Hargeisa (Commentary) — The Ethiopian Government mediation efforts to bring the
Northern Somalia conflict to an end seems to have hit a snag. The secession war being waged against Laascaanood by Somaliland forces unnerved Ethiopia, a multi-ethnic country that is still dealing with the aftermath of secession. Thirty years ago, Ethiopia became a landlocked county after Eritrea had seceded to become a sovereign country.
Somaliland administration refused to endorse the terms of the Ethiopian mediation including the respect for political objectives of the two warring parties, and above all the sovereignty of Somalia.

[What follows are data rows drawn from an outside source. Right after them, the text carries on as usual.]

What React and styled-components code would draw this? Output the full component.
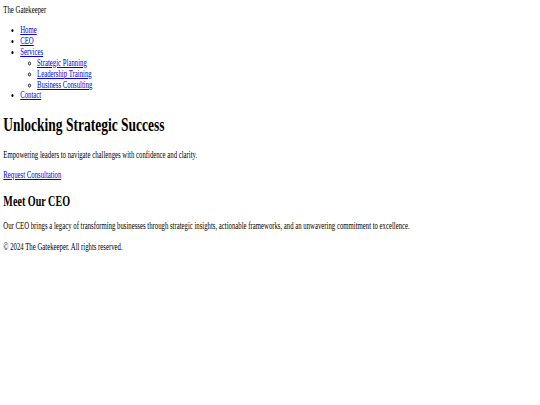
import React from "react";
import styled, { createGlobalStyle } from "styled-components";

// the shot is squeezed sideways: horizontal scale 0.422, vertical 0.593
const GlobalStyle = createGlobalStyle`
  body {
    margin: 0;
    background: #fff;
  }
`;

const Page = styled.div`
  width: 759px;
  box-sizing: border-box;
  padding: 0.5em;
  transform: scaleX(0.7114);
  transform-origin: left top;
  font-family: "Liberation Serif", "Times New Roman", serif;
  font-size: 9.49px;
  line-height: 1.149;
  color: #000;
`;

const Header = styled.header``;

const Logo = styled.div``;

const Menu = styled.ul`
  margin: ${(p) => (p.$sub ? "0" : "1em 0")};
  padding-left: 2.5em;
  list-style: ${(p) => (p.$sub ? "circle" : "disc")};
`;

const Link = styled.a`
  color: #0000ee;
  text-decoration: underline;
`;

const Title = styled.h1`
  font-size: 2em;
  margin: 0.67em 0 0.75em;
  font-weight: bold;
`;

const Subtitle = styled.h2`
  font-size: 1.5em;
  margin: 0.83em 0;
  font-weight: bold;
`;

const Text = styled.p`
  margin: 1em 0;
`;

export default function App() {
  return (
    <>
      <GlobalStyle />
      <Page>
        <Header>
          <Logo>The Gatekeeper</Logo>
          <nav>
            <Menu>
              <li><Link href="#">Home</Link></li>
              <li><Link href="#">CEO</Link></li>
              <li>
                <Link href="#">Services</Link>
                <Menu $sub>
                  <li><Link href="#">Strategic Planning</Link></li>
                  <li><Link href="#">Leadership Training</Link></li>
                  <li><Link href="#">Business Consulting</Link></li>
                </Menu>
              </li>
              <li><Link href="#">Contact</Link></li>
            </Menu>
          </nav>
        </Header>
        <main>
          <section>
            <Title>Unlocking Strategic Success</Title>
            <Text>Empowering leaders to navigate challenges with confidence and clarity.</Text>
            <Link href="#">Request Consultation</Link>
          </section>
          <section>
            <Subtitle>Meet Our CEO</Subtitle>
            <Text>
              Our CEO brings a legacy of transforming businesses through strategic insights, actionable frameworks, and an unwavering commitment to excellence.
            </Text>
          </section>
        </main>
        <footer>
          <Text>© 2024 The Gatekeeper. All rights reserved.</Text>
        </footer>
      </Page>
    </>
  );
}
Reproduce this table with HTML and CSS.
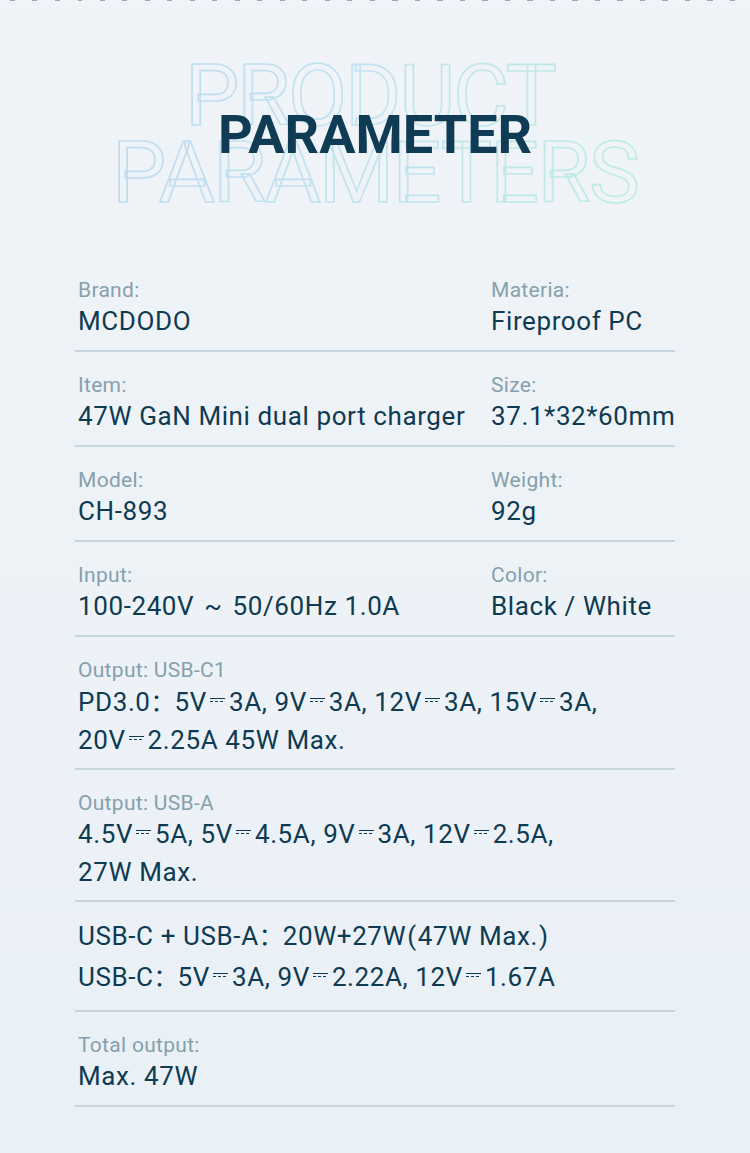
FILE: index.html
```html
<!DOCTYPE html>
<html lang="en">
<head>
<meta charset="utf-8">
<title>Parameter</title>
<link rel="stylesheet" href="styles.css">
</head>
<body>
<div class="page">
  <header class="hero">
    <svg class="ghost" width="750" height="257" viewBox="0 0 750 257" aria-hidden="true">
      <defs>
        <linearGradient id="gs" x1="100" y1="0" x2="650" y2="0" gradientUnits="userSpaceOnUse">
          <stop offset="0" stop-color="#c0dcf1"/>
          <stop offset="0.55" stop-color="#c3e4f0"/>
          <stop offset="1" stop-color="#bdeee0"/>
        </linearGradient>
      </defs>
      <text x="371" y="125" text-anchor="middle" textLength="372" class="ghost-t">PRODUCT</text>
      <text x="376" y="202" text-anchor="middle" textLength="528" class="ghost-t">PARAMETERS</text>
    </svg>
    <h1 class="title">PARAMETER</h1>
  </header>

  <section class="specs">
    <div class="row two">
      <div class="cell"><div class="lbl">Brand:</div><div class="val">MCDODO</div></div>
      <div class="cell"><div class="lbl">Materia:</div><div class="val">Fireproof PC</div></div>
    </div>
    <div class="row two">
      <div class="cell"><div class="lbl">Item:</div><div class="val">47W GaN Mini dual port charger</div></div>
      <div class="cell"><div class="lbl">Size:</div><div class="val">37.1*32*60mm</div></div>
    </div>
    <div class="row two">
      <div class="cell"><div class="lbl">Model:</div><div class="val">CH-893</div></div>
      <div class="cell"><div class="lbl">Weight:</div><div class="val">92g</div></div>
    </div>
    <div class="row two">
      <div class="cell"><div class="lbl">Input:</div><div class="val">100-240V <span class="tilde">~</span> 50/60Hz 1.0A</div></div>
      <div class="cell"><div class="lbl">Color:</div><div class="val">Black / White</div></div>
    </div>
    <div class="row multi">
      <div class="lbl">Output: USB-C1</div>
      <div class="val">PD3.0<span class="fw">：</span>5V<span class="dc"></span>3A, 9V<span class="dc"></span>3A, 12V<span class="dc"></span>3A, 15V<span class="dc"></span>3A,<br>20V<span class="dc"></span>2.25A 45W Max.</div>
    </div>
    <div class="row multi">
      <div class="lbl">Output: USB-A</div>
      <div class="val">4.5V<span class="dc"></span>5A, 5V<span class="dc"></span>4.5A, 9V<span class="dc"></span>3A, 12V<span class="dc"></span>2.5A,<br>27W Max.</div>
    </div>
    <div class="row combo">
      <div class="val">USB-C + USB-A<span class="fw">：</span>20W+27W<span class="par">(</span>47W Max.<span class="par">)</span><br>USB-C<span class="fw">：</span>5V<span class="dc"></span>3A, 9V<span class="dc"></span>2.22A, 12V<span class="dc"></span>1.67A</div>
    </div>
    <div class="row">
      <div class="lbl">Total output:</div>
      <div class="val">Max. 47W</div>
    </div>
  </section>
</div>
</body>
</html>
```

FILE: styles.css
```css
html, body {
  margin: 0;
  padding: 0;
}

body {
  width: 750px;
  height: 1153px;
  overflow: hidden;
  background: linear-gradient(180deg, #f0f4f8 0%, #edf2f7 50%, #e9f0f6 100%);
  font-family: Roboto, "Noto Sans", "Noto Sans CJK SC", sans-serif;
  color: #0e3b52;
}

.page {
  width: 750px;
  height: 1153px;
  background:
    repeating-linear-gradient(90deg, transparent 0 10px, #8fadbf 10px 15px, transparent 15px 22.5px) top left / 100% 1px no-repeat;
}

.hero {
  display: grid;
  height: 257px;
}

.hero > * {
  grid-area: 1 / 1;
}

.ghost {
  display: block;
}

.ghost-t {
  font-family: Roboto, sans-serif;
  font-size: 86px;
  font-weight: 400;
  fill: none;
  stroke: url(#gs);
  stroke-width: 1.7;
}

.title {
  margin: 107px 0 0;
  justify-self: center;
  align-self: start;
  font-family: Roboto, sans-serif;
  font-weight: 700;
  font-size: 54px;
  line-height: 56px;
  letter-spacing: 0;
  color: #0f3c54;
}

.specs {
  width: 600px;
  margin-left: 75px;
}

.row {
  padding: 21px 0 10px 3px;
  border-bottom: 2px solid #c6d5de;
}

.row.two {
  display: grid;
  grid-template-columns: 413px 1fr;
}

.row.multi {
  padding-bottom: 9px;
}

.row.combo {
  padding: 13px 0 13px 3px;
}

.row.combo .val {
  line-height: 39px;
}

.lbl {
  font-size: 21px;
  line-height: 24px;
  letter-spacing: 0.3px;
  color: #86a0ad;
}

.val {
  font-size: 26px;
  line-height: 38px;
  letter-spacing: 0.6px;
  color: #0e3b52;
  white-space: nowrap;
}

.tilde {
  margin: 0 3px;
}

.fw {
  font-family: "Noto Sans CJK SC", sans-serif;
  font-size: 24px;
  letter-spacing: 0;
}

.par {
  margin: 0 1px;
}

.dc {
  display: inline-block;
  width: 15px;
  height: 3px;
  margin: 0 4px 0 3px;
  vertical-align: 0.34em;
  border-top: 1.5px solid currentColor;
  background: repeating-linear-gradient(90deg, currentColor 0 3px, transparent 3px 5px) left bottom / 100% 1.5px no-repeat;
}
```
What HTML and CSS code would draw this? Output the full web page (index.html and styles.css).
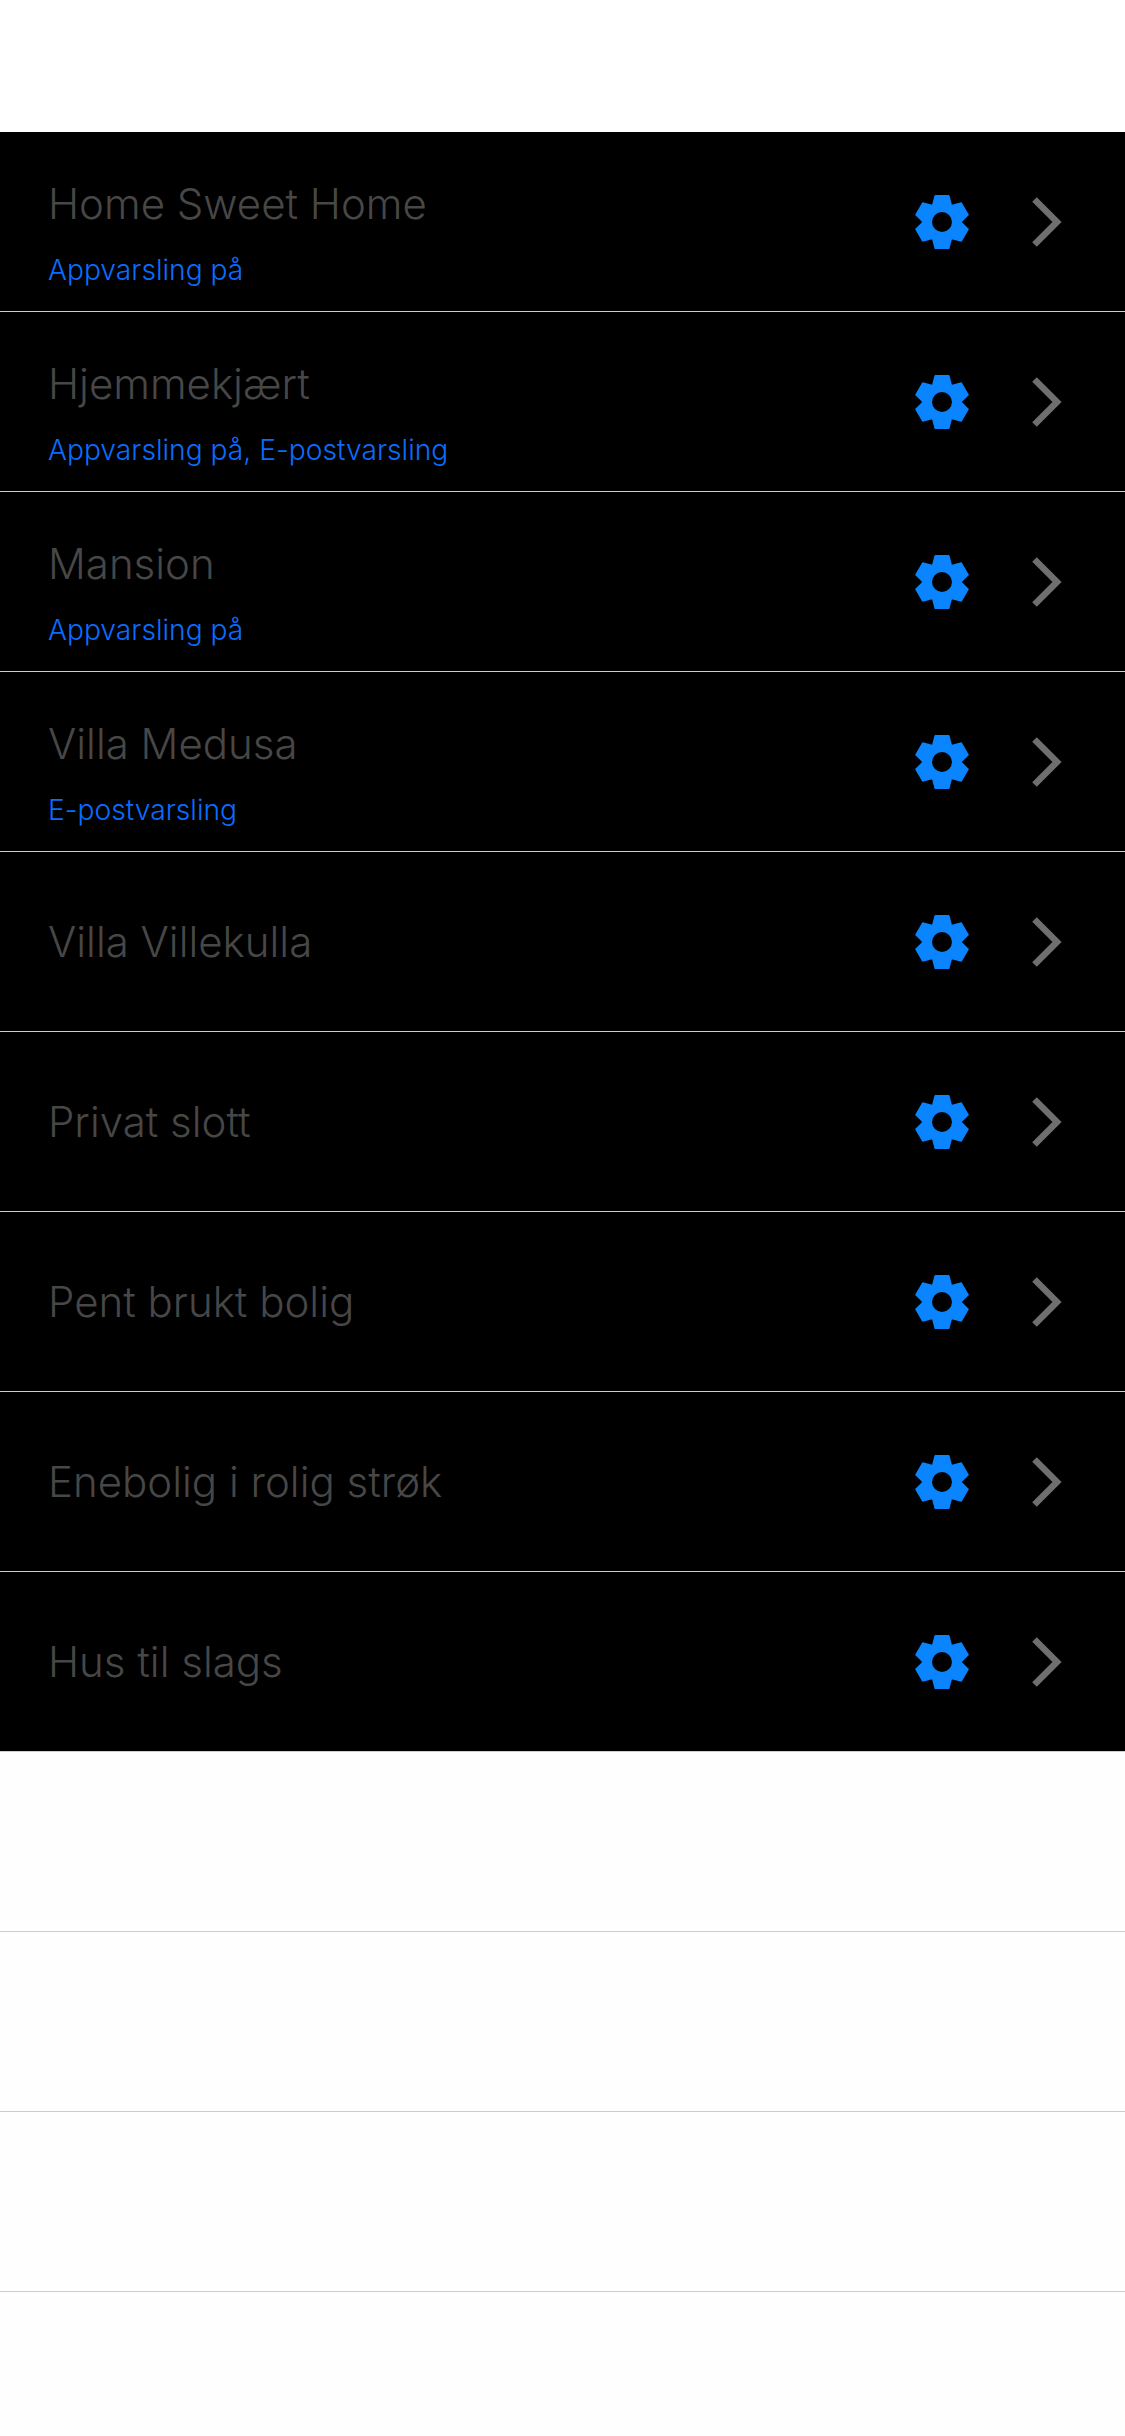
FILE: index.html
```html
<!DOCTYPE html>
<html lang="en">
<head>
    <meta charset="UTF-8">
    <meta name="viewport" content="width=device-width, initial-scale=1.0">
    <title>Hjem</title>
    <link rel="stylesheet" href="styles.css">
</head>
<body>

<svg class="icon-defs" width="0" height="0">
    <symbol id="gear" viewBox="-28 -28 56 56">
        <path fill-rule="evenodd" stroke-width="1.5" stroke-linejoin="round" transform="scale(0.97)" d="M-9.5 -17.5 L-7 -27 L7 -27 L9.5 -17.5 L10.4 -17 L19.9 -19.6 L26.9 -7.4 L19.9 -.5 L19.9 .5 L26.9 7.4 L19.9 19.6 L10.4 17 L9.5 17.5 L7 27 L-7 27 L-9.5 17.5 L-10.4 17 L-19.9 19.6 L-26.9 7.4 L-19.9 .5 L-19.9 -.5 L-26.9 -7.4 L-19.9 -19.6 L-10.4 -17 Z M11 0 A11 11 0 1 0 -11 0 A11 11 0 1 0 11 0 Z"/>
    </symbol>
    <symbol id="chevron" viewBox="0 0 34 54">
        <path d="M4.5 4.5 L27 27 L4.5 49.5" fill="none" stroke-width="6.5"/>
    </symbol>
</svg>

<div class="topbar"></div>

<ul class="home-list">
    <li class="home-row">
        <div class="home-text has-alert">
            <div class="home-name">Home Sweet Home</div>
            <div class="home-alert">Appvarsling på</div>
        </div>
        <svg class="gear"><use href="#gear"/></svg>
        <svg class="chevron"><use href="#chevron"/></svg>
    </li>
    <li class="home-row">
        <div class="home-text has-alert">
            <div class="home-name">Hjemmekjært</div>
            <div class="home-alert">Appvarsling på, E-postvarsling</div>
        </div>
        <svg class="gear"><use href="#gear"/></svg>
        <svg class="chevron"><use href="#chevron"/></svg>
    </li>
    <li class="home-row">
        <div class="home-text has-alert">
            <div class="home-name">Mansion</div>
            <div class="home-alert">Appvarsling på</div>
        </div>
        <svg class="gear"><use href="#gear"/></svg>
        <svg class="chevron"><use href="#chevron"/></svg>
    </li>
    <li class="home-row">
        <div class="home-text has-alert">
            <div class="home-name">Villa Medusa</div>
            <div class="home-alert">E-postvarsling</div>
        </div>
        <svg class="gear"><use href="#gear"/></svg>
        <svg class="chevron"><use href="#chevron"/></svg>
    </li>
    <li class="home-row">
        <div class="home-text">
            <div class="home-name">Villa Villekulla</div>
        </div>
        <svg class="gear"><use href="#gear"/></svg>
        <svg class="chevron"><use href="#chevron"/></svg>
    </li>
    <li class="home-row">
        <div class="home-text">
            <div class="home-name">Privat slott</div>
        </div>
        <svg class="gear"><use href="#gear"/></svg>
        <svg class="chevron"><use href="#chevron"/></svg>
    </li>
    <li class="home-row">
        <div class="home-text">
            <div class="home-name">Pent brukt bolig</div>
        </div>
        <svg class="gear"><use href="#gear"/></svg>
        <svg class="chevron"><use href="#chevron"/></svg>
    </li>
    <li class="home-row">
        <div class="home-text">
            <div class="home-name">Enebolig i rolig strøk</div>
        </div>
        <svg class="gear"><use href="#gear"/></svg>
        <svg class="chevron"><use href="#chevron"/></svg>
    </li>
    <li class="home-row">
        <div class="home-text">
            <div class="home-name">Hus til slags</div>
        </div>
        <svg class="gear"><use href="#gear"/></svg>
        <svg class="chevron"><use href="#chevron"/></svg>
    </li>
</ul>

<div class="empty-list">
    <div class="empty-row"></div>
    <div class="empty-row"></div>
    <div class="empty-row"></div>
</div>

</body>
</html>
```

FILE: styles.css
```css
html, body {
    margin: 0;
    padding: 0;
    background-color: #fefefe;
}
body {
    font-family: Inter, "Noto Sans", sans-serif;
    height: 2436px;
    overflow: hidden;
}
.icon-defs {
    display: block;
    height: 0;
}
.topbar {
    height: 132px;
    background-color: #fff;
}
.home-list {
    list-style: none;
    margin: 0;
    padding: 0;
    background-color: #000;
}
.home-row {
    box-sizing: border-box;
    height: 180px;
    display: flex;
    align-items: center;
    padding: 0 61px 0 48px;
    border-bottom: 1px solid #c8ced6;
}
.home-text {
    flex: 1;
    display: flex;
    flex-direction: column;
    gap: 21.5px;
}
.has-alert {
    padding-top: 21px;
}
.home-name {
    font-size: 42px;
    line-height: 54px;
    font-weight: 270;
    color: #474747;
}
.home-alert {
    font-size: 28.2px;
    line-height: 34px;
    font-weight: 350;
    color: #0a6cff;
}
.gear {
    width: 56px;
    height: 56px;
    fill: #0a84ff;
    stroke: #0a84ff;
}
.chevron {
    width: 34px;
    height: 54px;
    margin-left: 60px;
    stroke: #6f6f6f;
}
.empty-row {
    box-sizing: border-box;
    height: 180px;
    border-bottom: 1px solid #c8ced6;
}
```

Ethiopia cannot promote secession in Somalia. A senior Ethiopian Foreign Ministry adviser told an Amharic newspaper that “Ethiopia was a victim of agression so it cannot promote secession in Somalia or back forces questioning the sovereignty of Somalia”. Ethiopia sent troops to Somalia to liberate “territories under Al-shabaab’s control.”
The war in Northern Somalia places Ethiopia on the horns of dilemma. It cannot intervene without the request of the Federal Government of Somalia and it cannot watch the conflict unfold in Somali territories bordering Ethiopia. Last week, the Somaliland government accused Ethiopia of sending troops to Laascaanood. The Somali region of Ethiopia described the accusation from Somaliland as a desire to vent political anger.
Ethiopia hosts the headquarters of the African Union where the inviolability of colonial borders is a cardinal tenet of the AU Charter. Somaliland administration claims to be enforcing colonial borders that ceased to exist on 1 July 1960, when the Republic of Somalia came into existence. Somalia is a founding member of the African Union (then Organisation of African Union). Ethiopia understands its obligation not to endorse a misguided interpretation of article 4 of the African Union Constitutive Act on colonial borders (“respect of borders existing on achievement of independence”). The AU article is only applicable to inter-state borders of Africa.
Somaliland aims to become a sovereign country, but it invokes defunct protection agreements between the British Empire and some Somali clans as a basis for its argument on the “sanctity of colonial borders”. President Muse Bihi Abdi has not found a reasonable answer to the question: Why did the secessionist administration resort to shelling Laascaanood, a district it claims to have been a part of the ex-British Somaliland?
The UN Security Council Resolutions emphasise the political and territorial unity of Somalia. If a sub-national entity wages a secessionist war to impose its outlook on unionist constituencies represented federally in Mogadishu, the risk of an all-out civil war in Northern Somalia grows. Somaliland leaders should be held accountable for aggression and a secession war in the Federal Republic of Somalia, a country recovering from state collapse.